▶ **Aim**
Each line of the listing that contains the word "React" is to be copied.

[Records with interface code]

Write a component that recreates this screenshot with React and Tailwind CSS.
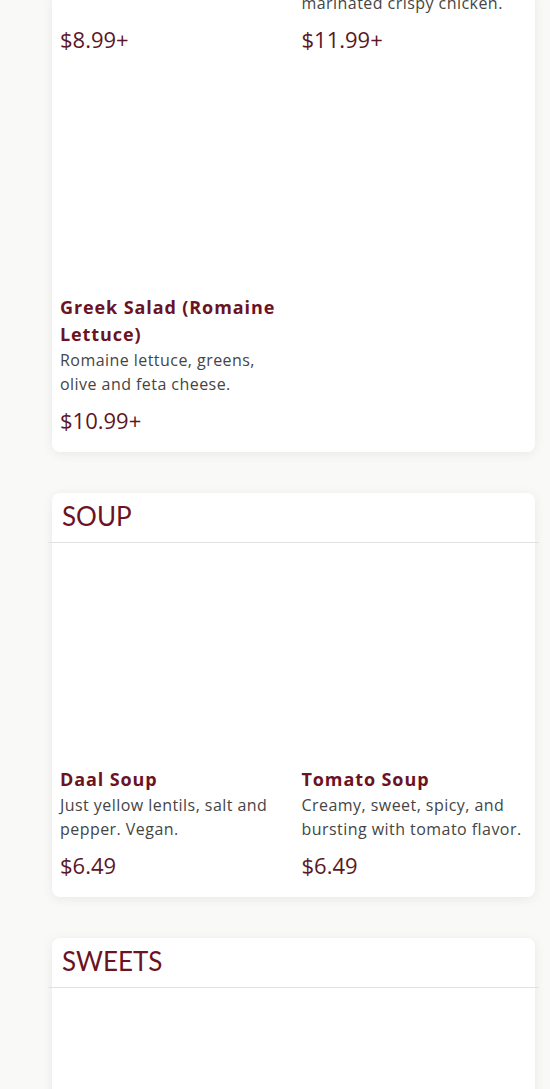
import React from "react";

const body = { fontFamily: '"Open Sans", "Liberation Sans", sans-serif' };
const head = { fontFamily: 'Lato, "Open Sans", sans-serif' };

function Item({ title, desc, price, first }) {
  return (
    <div className={`flex flex-col px-2 pb-[17px] ${first ? "pt-0" : "pt-2"}`}>
      {!first && <div className="h-[215px]" />}
      {title && (
        <div className="text-[18px] leading-[27px] font-bold text-[#6b1223] tracking-[0.9px]">
          {title}
        </div>
      )}
      {desc && (
        <div className="text-[16px] leading-6 text-[#454545] tracking-[0.45px] mb-[9px]">{desc}</div>
      )}
      <div className="mt-auto text-[22px] leading-[30px] text-[#5c1626]">{price}</div>
    </div>
  );
}

function Card({ title, children, className = "" }) {
  return (
    <div className={`bg-white rounded-lg shadow-[0_2px_12px_rgba(0,0,0,0.07)] ${className}`}>
      {title && (
        <>
          <div
            className="h-[49px] flex items-center pl-[10px] pb-[3px] text-[26px] leading-none text-[#6b1223]"
            style={head}
          >
            {title}
          </div>
          <div className="-mx-1 h-px bg-[#e2e2e2]" />
        </>
      )}
      {children}
    </div>
  );
}

export default function App() {
  return (
    <div className="min-h-[1089px] h-[1089px] overflow-hidden bg-[#f9f9f7]" style={body}>
      <div className="pl-[52px] pr-[15px] flex flex-col gap-[41px] -mt-[9px]">
        <Card className="rounded-t-none">
          <div className="grid grid-cols-2">
            <Item first price="$8.99+" />
            <Item first desc="marinated crispy chicken." price="$11.99+" />
            <Item
              title="Greek Salad (Romaine Lettuce)"
              desc="Romaine lettuce, greens, olive and feta cheese."
              price="$10.99+"
            />
            <div />
          </div>
        </Card>
        <Card title="SOUP">
          <div className="grid grid-cols-2">
            <Item title="Daal Soup" desc="Just yellow lentils, salt and pepper. Vegan." price="$6.49" />
            <Item
              title="Tomato Soup"
              desc="Creamy, sweet, spicy, and bursting with tomato flavor."
              price="$6.49"
            />
          </div>
        </Card>
        <Card title="SWEETS">
          <div className="h-[300px]" />
        </Card>
      </div>
    </div>
  );
}
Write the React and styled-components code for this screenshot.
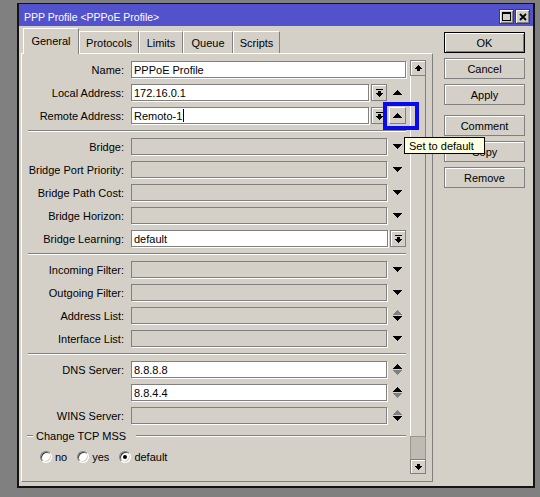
import React from 'react';
import styled, { createGlobalStyle } from 'styled-components';

const GlobalStyle = createGlobalStyle`
  html, body { margin: 0; padding: 0; background: #808080; }
  body { font-family: "Liberation Sans", Arial, sans-serif; font-size: 11px; color: #000; }
  * { box-sizing: border-box; }
`;

const Page = styled.div`
  width: 540px;
  height: 497px;
  padding: 3px 0 0 17px;
  background: #808080;
  overflow: hidden;
`;

const Window = styled.div`
  width: 518px;
  height: 485px;
  background: #d4d0c8;
  border: 2px solid #141414;
  border-top-width: 1px;
  display: flex;
  flex-direction: column;
`;

const TitleBar = styled.div`
  height: 22px;
  flex-shrink: 0;
  background: #5252cc;
  display: flex;
  align-items: center;
  justify-content: space-between;
  padding: 0 3px 0 5px;
`;

const TitleText = styled.span`
  color: #fff;
  font-size: 10.5px;
  margin-top: 3px;
`;

const TitleButtons = styled.div`
  display: flex;
  gap: 1px;
  margin-top: 3px;
`;

const TitleButton = styled.div`
  width: 15px;
  height: 15px;
  background: #d4d0c8;
  border: 1px solid #404040;
  box-shadow: inset 1px 1px 0 #fff, inset -1px -1px 0 #808080;
  display: flex;
  align-items: center;
  justify-content: center;
`;

const Body = styled.div`
  flex: 1;
  min-height: 0;
  display: flex;
  gap: 11px;
  padding: 0 8px 4px 2px;
`;

const LeftCol = styled.div`
  width: 412px;
  display: flex;
  flex-direction: column;
  padding-top: 2px;
`;

const TabRow = styled.div`
  height: 25px;
  flex-shrink: 0;
  display: flex;
  align-items: flex-end;
  padding-left: 2px;
`;

const Tab = styled.div`
  width: ${p => p.$w}px;
  height: ${p => (p.$active ? 26 : 22)}px;
  margin-bottom: ${p => (p.$active ? -1 : 0)}px;
  position: ${p => (p.$active ? 'relative' : 'static')};
  z-index: ${p => (p.$active ? 1 : 'auto')};
  background: #d4d0c8;
  border-top: 1px solid #fff;
  border-left: 1px solid #fff;
  border-right: 1px solid #808080;
  display: flex;
  align-items: center;
  justify-content: center;
  padding-bottom: ${p => (p.$active ? 2 : 0)}px;
  font-size: 11px;
  white-space: nowrap;
`;

const Panel = styled.div`
  flex: 1;
  min-height: 0;
  display: flex;
  border: 1px solid;
  border-color: #fff #808080 #808080 #fff;
  padding-right: 6px;
`;

const FormArea = styled.div`
  width: 385px;
  padding: 7px 1px 0 0;
  display: flex;
  flex-direction: column;
  gap: 6px;
`;

const Row = styled.div`
  display: grid;
  grid-template-columns: 102px 275px;
  column-gap: 7px;
  height: 17px;
  align-items: center;
`;

const Label = styled.div`
  text-align: right;
  white-space: nowrap;
  font-size: 11px;
`;

const Field = styled.div`
  display: flex;
  gap: 2px;
  height: 17px;
`;

const Input = styled.div`
  flex: 1;
  height: 17px;
  border: 1px solid #808080;
  box-shadow: 1px 1px 0 #fff;
  background: ${p => (p.$enabled ? '#fff' : '#d4d0c8')};
  padding-left: 2px;
  display: flex;
  align-items: center;
  font-size: 11px;
  white-space: nowrap;
  overflow: hidden;
`;

const Caret = styled.span`
  display: inline-block;
  width: 1px;
  height: 13px;
  background: #000;
  margin-left: 1px;
`;

const ComboButton = styled.div`
  width: 16px;
  height: 17px;
  flex-shrink: 0;
  background: #d4d0c8;
  border: 1px solid #808080;
  box-shadow: inset 1px 1px 0 #fff;
  display: flex;
  align-items: center;
  justify-content: center;
`;

const Slot = styled.div`
  width: 17px;
  height: 17px;
  flex-shrink: 0;
  position: relative;
  display: flex;
  flex-direction: column;
  align-items: center;
  justify-content: center;
  gap: 1px;
`;

const SlotButton = styled.div`
  width: 17px;
  height: 17px;
  background: #d4d0c8;
  border: 1px solid;
  border-color: #fff #808080 #808080 #fff;
  display: flex;
  align-items: center;
  justify-content: center;
`;

const Highlight = styled.div`
  position: absolute;
  left: -6px;
  top: -5px;
  width: 36px;
  height: 28px;
  border: 4px solid #0a0aef;
  pointer-events: none;
`;

const Tooltip = styled.div`
  position: absolute;
  left: 15px;
  top: 30px;
  width: 81px;
  height: 17px;
  z-index: 10;
  background: #ffffe1;
  border: 1px solid #000;
  padding-left: 4px;
  display: flex;
  align-items: center;
  font-size: 11px;
  white-space: nowrap;
`;

const Separator = styled.div`
  height: 2px;
  margin-left: 6px;
  border-top: 1px solid #808080;
  border-bottom: 1px solid #fff;
`;

const GroupTitle = styled.div`
  height: 12px;
  display: flex;
  align-items: center;
  padding-left: 5px;
`;

const GroupLine = styled.div`
  height: 2px;
  flex: ${p => (p.$grow ? 1 : 'none')};
  width: ${p => (p.$grow ? 'auto' : '6px')};
  border-top: 1px solid #808080;
  border-bottom: 1px solid #fff;
`;

const GroupText = styled.span`
  margin: 0 10px 0 3px;
  font-size: 11px;
  white-space: nowrap;
`;

const RadioRow = styled.div`
  display: flex;
  align-items: center;
  gap: 10px;
  height: 13px;
  margin-top: 2px;
  padding-left: 18px;
`;

const RadioItem = styled.label`
  display: flex;
  align-items: center;
  gap: 3px;
  font-size: 11px;
`;

const RadioCircle = styled.span`
  width: 12px;
  height: 12px;
  border-radius: 50%;
  background: #fff;
  border: 1px solid;
  border-color: #808080 #fff #fff #808080;
  box-shadow: inset 1px 1px 0 #404040, inset -1px -1px 0 #d4d0c8;
  display: flex;
  align-items: center;
  justify-content: center;
  &::after {
    content: '';
    display: ${p => (p.$checked ? 'block' : 'none')};
    width: 4px;
    height: 4px;
    border-radius: 50%;
    background: #000;
  }
`;

const Scrollbar = styled.div`
  width: 16px;
  margin: 6px 0 7px 3px;
  display: flex;
  flex-direction: column;
`;

const ScrollButton = styled.div`
  height: ${p => p.$h}px;
  flex-shrink: 0;
  background: #d4d0c8;
  border: 1px solid #808080;
  box-shadow: inset 1px 1px 0 #fff;
  display: flex;
  align-items: center;
  justify-content: center;
`;

const ScrollTrack = styled.div`
  flex: 1;
  border-left: 1px solid #fff;
  border-right: 1px solid #808080;
  display: flex;
  flex-direction: column;
  justify-content: flex-end;
`;

const ScrollThumb = styled.div`
  height: 23px;
  margin-left: -1px;
  margin-right: -1px;
  background: #bfbbb3;
  border: 1px solid #9a968f;
  border-bottom: none;
`;

const ButtonCol = styled.div`
  width: 81px;
  padding-top: 6px;
  display: flex;
  flex-direction: column;
  gap: 5px;
`;

const DialogButton = styled.div`
  height: 21px;
  margin-top: ${p => p.$extra || 0}px;
  background: #d4d0c8;
  border: 1px solid ${p => (p.$default ? '#000' : '#808080')};
  box-shadow: ${p => (p.$default ? 'inset 1px 1px 0 #fff, inset -1px -1px 0 #808080' : 'inset 1px 1px 0 #fff')};
  display: flex;
  align-items: center;
  justify-content: center;
  font-size: 11px;
`;

/* ---------- icons ---------- */

const PixelRows = ({ rows, width, color = '#000' }) => (
  <svg width={width} height={rows.length} viewBox={`0 0 ${width} ${rows.length}`} shapeRendering="crispEdges">
    {rows.map((w, i) =>
      w > 0 ? <rect key={i} x={(width - w) / 2} y={i} width={w} height="1" fill={color} /> : null
    )}
  </svg>
);

const Tri = ({ dir = 'down', color = '#000' }) => (
  <PixelRows width={9} color={color} rows={dir === 'up' ? [1, 3, 5, 7, 9] : [9, 7, 5, 3, 1]} />
);

const ComboIcon = () => <PixelRows width={7} rows={[7, 0, 3, 3, 7, 5, 3, 1]} />;
const ScrollUpIcon = () => <PixelRows width={7} rows={[1, 3, 5, 7, 3, 3]} />;
const ScrollDownIcon = () => <PixelRows width={7} rows={[3, 3, 7, 5, 3, 1]} />;

const MaxIcon = () => (
  <svg width="9" height="9" viewBox="0 0 9 9" shapeRendering="crispEdges">
    <rect x="0.5" y="0.5" width="8" height="8" fill="none" stroke="#000" />
    <rect x="0" y="0" width="9" height="2" fill="#000" />
  </svg>
);

const CloseIcon = () => (
  <svg width="8" height="8" viewBox="0 0 8 8">
    <path d="M1 1 L7 7 M7 1 L1 7" stroke="#000" strokeWidth="1.8" />
  </svg>
);

/* ---------- pieces ---------- */

const FormRow = ({ label, children }) => (
  <Row>
    <Label>{label}</Label>
    <Field>{children}</Field>
  </Row>
);

const Down = () => (
  <Slot>
    <Tri dir="down" />
  </Slot>
);

const Stack = ({ upActive }) => (
  <Slot>
    <Tri dir="up" color={upActive ? '#000' : '#808080'} />
    <Tri dir="down" color={upActive ? '#808080' : '#000'} />
  </Slot>
);

const tabs = [
  { name: 'General', w: 56, active: true },
  { name: 'Protocols', w: 60 },
  { name: 'Limits', w: 44 },
  { name: 'Queue', w: 50 },
  { name: 'Scripts', w: 47 },
];

export default function App() {
  return (
    <Page>
      <GlobalStyle />
      <Window>
        <TitleBar>
          <TitleText>PPP Profile &lt;PPPoE Profile&gt;</TitleText>
          <TitleButtons>
            <TitleButton><MaxIcon /></TitleButton>
            <TitleButton><CloseIcon /></TitleButton>
          </TitleButtons>
        </TitleBar>
        <Body>
          <LeftCol>
            <TabRow>
              {tabs.map(t => (
                <Tab key={t.name} $w={t.w} $active={t.active}>{t.name}</Tab>
              ))}
            </TabRow>
            <Panel>
              <FormArea>
                <FormRow label="Name:">
                  <Input $enabled>PPPoE Profile</Input>
                </FormRow>
                <FormRow label="Local Address:">
                  <Input $enabled>172.16.0.1</Input>
                  <ComboButton><ComboIcon /></ComboButton>
                  <Slot><Tri dir="up" /></Slot>
                </FormRow>
                <FormRow label="Remote Address:">
                  <Input $enabled>Remoto-1<Caret /></Input>
                  <ComboButton><ComboIcon /></ComboButton>
                  <Slot>
                    <SlotButton><Tri dir="up" /></SlotButton>
                    <Highlight />
                    <Tooltip>Set to default</Tooltip>
                  </Slot>
                </FormRow>
                <Separator />
                <FormRow label="Bridge:"><Input /><Down /></FormRow>
                <FormRow label="Bridge Port Priority:"><Input /><Down /></FormRow>
                <FormRow label="Bridge Path Cost:"><Input /><Down /></FormRow>
                <FormRow label="Bridge Horizon:"><Input /><Down /></FormRow>
                <FormRow label="Bridge Learning:">
                  <Input $enabled>default</Input>
                  <ComboButton><ComboIcon /></ComboButton>
                </FormRow>
                <Separator />
                <FormRow label="Incoming Filter:"><Input /><Down /></FormRow>
                <FormRow label="Outgoing Filter:"><Input /><Down /></FormRow>
                <FormRow label="Address List:"><Input /><Stack /></FormRow>
                <FormRow label="Interface List:"><Input /><Down /></FormRow>
                <Separator />
                <FormRow label="DNS Server:"><Input $enabled>8.8.8.8</Input><Stack upActive /></FormRow>
                <FormRow label=""><Input $enabled>8.8.4.4</Input><Stack upActive /></FormRow>
                <FormRow label="WINS Server:"><Input /><Stack /></FormRow>
                <GroupTitle>
                  <GroupLine />
                  <GroupText>Change TCP MSS</GroupText>
                  <GroupLine $grow />
                </GroupTitle>
                <RadioRow>
                  <RadioItem><RadioCircle />no</RadioItem>
                  <RadioItem><RadioCircle />yes</RadioItem>
                  <RadioItem><RadioCircle $checked />default</RadioItem>
                </RadioRow>
              </FormArea>
              <Scrollbar>
                <ScrollButton $h={16}><ScrollUpIcon /></ScrollButton>
                <ScrollTrack>
                  <ScrollThumb />
                </ScrollTrack>
                <ScrollButton $h={15}><ScrollDownIcon /></ScrollButton>
              </Scrollbar>
            </Panel>
          </LeftCol>
          <ButtonCol>
            <DialogButton $default>OK</DialogButton>
            <DialogButton>Cancel</DialogButton>
            <DialogButton>Apply</DialogButton>
            <DialogButton $extra={5}>Comment</DialogButton>
            <DialogButton>Copy</DialogButton>
            <DialogButton>Remove</DialogButton>
          </ButtonCol>
        </Body>
      </Window>
    </Page>
  );
}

▶ **Result for this task**
Write a component that recreates this screenshot with React and Tailwind CSS.
import React from "react";
Write the React and styled-components code for this screenshot.
import React from 'react';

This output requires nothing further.